今年開催予定だった東京オリンピックに向けて、日本では数年前から暑熱対策研究が行われていました。この研究のポイントの1つは「体温を上げすぎない」こと。それだけ体温は、パフォーマンスに直結するということです。これは競泳にも当てはまります。

競泳の大会では、選手のレース時間によって会場入りする時間が異なりますね。さらに、サブプールのある、なしによっても変わってくるでしょう。

サブプールがない場合、ウオーミングアップのため、多くの選手が開場時間に間に合うように移動します。レースが午後にある選手も早朝からウオーミングアップし、その後、会場で時間を過ごします。

待機所が暑すぎてダレる

夏場ではそんな状況の下、ウオーミングアップで調子を上げた体が「待機所が暑すぎてダレる」ことはありませんか?

かつて現場で起きた事例です。私が現地入りした会場で屋内プールの空調が壊れ、他チームの選手が暑さでコンディションを崩し、レースで散々な結果になったのを目にしました。

夏場は、これが誰にでも起こりうるのです。そうなった時にはレース時間を見て、一度体を適正な状態に冷やす必要が出てきます。

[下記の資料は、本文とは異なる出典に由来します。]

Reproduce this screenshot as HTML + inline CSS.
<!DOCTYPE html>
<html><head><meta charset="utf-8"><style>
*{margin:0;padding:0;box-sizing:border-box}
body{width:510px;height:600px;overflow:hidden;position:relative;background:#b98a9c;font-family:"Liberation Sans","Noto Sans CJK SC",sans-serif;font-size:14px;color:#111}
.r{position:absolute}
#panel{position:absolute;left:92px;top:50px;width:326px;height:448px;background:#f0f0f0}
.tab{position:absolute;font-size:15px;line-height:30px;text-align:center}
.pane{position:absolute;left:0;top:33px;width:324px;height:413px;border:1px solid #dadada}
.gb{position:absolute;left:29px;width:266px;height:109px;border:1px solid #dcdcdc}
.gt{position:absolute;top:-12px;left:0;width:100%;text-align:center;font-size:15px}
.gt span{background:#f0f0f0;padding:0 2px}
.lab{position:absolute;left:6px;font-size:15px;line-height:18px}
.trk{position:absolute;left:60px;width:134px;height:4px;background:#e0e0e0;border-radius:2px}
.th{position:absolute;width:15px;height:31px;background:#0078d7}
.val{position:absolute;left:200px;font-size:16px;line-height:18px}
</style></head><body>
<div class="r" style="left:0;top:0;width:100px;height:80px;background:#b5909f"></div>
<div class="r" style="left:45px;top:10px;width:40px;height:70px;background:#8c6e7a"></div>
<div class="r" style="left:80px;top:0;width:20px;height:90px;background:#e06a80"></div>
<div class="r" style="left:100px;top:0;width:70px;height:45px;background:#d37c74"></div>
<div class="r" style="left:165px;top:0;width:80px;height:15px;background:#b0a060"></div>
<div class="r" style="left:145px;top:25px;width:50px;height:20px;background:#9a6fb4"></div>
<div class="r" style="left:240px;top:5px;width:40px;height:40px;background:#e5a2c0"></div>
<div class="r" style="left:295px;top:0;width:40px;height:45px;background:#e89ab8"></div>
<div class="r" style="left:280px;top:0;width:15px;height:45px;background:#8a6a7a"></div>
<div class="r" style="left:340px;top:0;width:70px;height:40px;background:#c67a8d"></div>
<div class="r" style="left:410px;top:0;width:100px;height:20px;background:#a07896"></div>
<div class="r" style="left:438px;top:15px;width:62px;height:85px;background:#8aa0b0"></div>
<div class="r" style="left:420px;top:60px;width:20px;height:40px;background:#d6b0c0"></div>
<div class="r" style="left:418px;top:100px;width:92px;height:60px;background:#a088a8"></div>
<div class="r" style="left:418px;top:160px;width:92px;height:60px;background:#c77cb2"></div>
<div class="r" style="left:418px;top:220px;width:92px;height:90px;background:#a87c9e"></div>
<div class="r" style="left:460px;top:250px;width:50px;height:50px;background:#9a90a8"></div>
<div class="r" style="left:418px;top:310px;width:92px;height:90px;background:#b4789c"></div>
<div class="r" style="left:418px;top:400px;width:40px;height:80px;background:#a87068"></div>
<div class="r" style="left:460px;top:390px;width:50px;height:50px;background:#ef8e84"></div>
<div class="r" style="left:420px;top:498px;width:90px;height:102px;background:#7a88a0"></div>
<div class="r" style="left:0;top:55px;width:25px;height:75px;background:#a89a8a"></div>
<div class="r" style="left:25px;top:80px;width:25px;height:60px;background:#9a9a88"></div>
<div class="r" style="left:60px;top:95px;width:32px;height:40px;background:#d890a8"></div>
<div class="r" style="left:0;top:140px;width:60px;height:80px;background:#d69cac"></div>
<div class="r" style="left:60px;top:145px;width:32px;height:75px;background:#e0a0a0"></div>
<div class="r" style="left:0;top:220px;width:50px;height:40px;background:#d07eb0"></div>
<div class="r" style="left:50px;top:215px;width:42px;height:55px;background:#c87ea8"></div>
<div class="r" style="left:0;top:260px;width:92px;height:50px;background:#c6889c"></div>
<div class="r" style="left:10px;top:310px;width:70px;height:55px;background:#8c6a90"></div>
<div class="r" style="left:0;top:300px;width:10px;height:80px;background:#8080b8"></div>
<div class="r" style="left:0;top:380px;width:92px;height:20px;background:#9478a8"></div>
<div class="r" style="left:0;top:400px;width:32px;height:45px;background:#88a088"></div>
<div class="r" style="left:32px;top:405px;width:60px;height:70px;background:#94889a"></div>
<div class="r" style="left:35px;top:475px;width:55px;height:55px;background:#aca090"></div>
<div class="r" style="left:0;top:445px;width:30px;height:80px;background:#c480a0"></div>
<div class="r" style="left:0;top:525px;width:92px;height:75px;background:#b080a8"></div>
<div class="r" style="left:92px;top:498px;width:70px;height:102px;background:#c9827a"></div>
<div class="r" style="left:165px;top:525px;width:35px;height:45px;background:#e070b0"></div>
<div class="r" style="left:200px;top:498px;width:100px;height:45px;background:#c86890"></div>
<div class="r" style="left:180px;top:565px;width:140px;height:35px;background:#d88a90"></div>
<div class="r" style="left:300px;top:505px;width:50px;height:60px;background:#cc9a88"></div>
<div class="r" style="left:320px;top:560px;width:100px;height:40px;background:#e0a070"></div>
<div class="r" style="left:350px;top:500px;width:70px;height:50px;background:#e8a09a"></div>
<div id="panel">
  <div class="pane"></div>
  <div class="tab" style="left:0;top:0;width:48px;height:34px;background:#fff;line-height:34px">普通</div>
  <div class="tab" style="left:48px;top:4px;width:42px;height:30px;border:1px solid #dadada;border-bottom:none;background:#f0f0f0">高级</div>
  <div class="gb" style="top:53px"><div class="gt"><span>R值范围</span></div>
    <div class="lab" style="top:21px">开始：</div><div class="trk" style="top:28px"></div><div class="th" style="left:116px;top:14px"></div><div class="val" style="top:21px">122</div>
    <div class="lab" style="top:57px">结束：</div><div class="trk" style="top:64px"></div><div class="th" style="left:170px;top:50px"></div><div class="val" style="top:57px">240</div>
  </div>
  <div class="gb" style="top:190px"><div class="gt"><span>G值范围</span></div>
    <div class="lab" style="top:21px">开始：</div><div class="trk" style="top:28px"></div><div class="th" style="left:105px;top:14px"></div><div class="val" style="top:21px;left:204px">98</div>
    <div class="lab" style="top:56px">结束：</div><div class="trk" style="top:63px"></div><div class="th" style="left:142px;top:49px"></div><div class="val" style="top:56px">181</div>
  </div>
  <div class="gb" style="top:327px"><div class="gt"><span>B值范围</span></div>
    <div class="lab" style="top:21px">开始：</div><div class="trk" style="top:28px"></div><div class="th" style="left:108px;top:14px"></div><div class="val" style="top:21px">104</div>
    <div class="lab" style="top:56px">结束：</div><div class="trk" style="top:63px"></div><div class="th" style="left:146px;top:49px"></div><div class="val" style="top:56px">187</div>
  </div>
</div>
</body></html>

また、冬場と夏場ではウオーミングアップの方法も変える必要があります。もちろん、その後の会場での過ごし方も考えなければなりません。

今回紹介するのは「つるっとうどんでエネルギー補給弁当」です。夏場の試合会場で「エネルギー補給」「ダレた体の体温を正常化する」ために使いたいレシピです。

青ジソと梅干しで腐敗防止。うどんの糖質を梅干しのクエン酸で、レースへのエネルギーにしやすくします。すりゴマのカルシウムはレースへの緊張を緩和します。

また、めんつゆを凍らせることで体温を調節しやすくし、大荷物を少しでも減らせます。お弁当箱は溶けためんつゆがこぼれないものにしましょう。

今年は暑熱順化が出来ない状態でのレースです。いつも以上に注意して、アップからレースの時間を過ごしてください。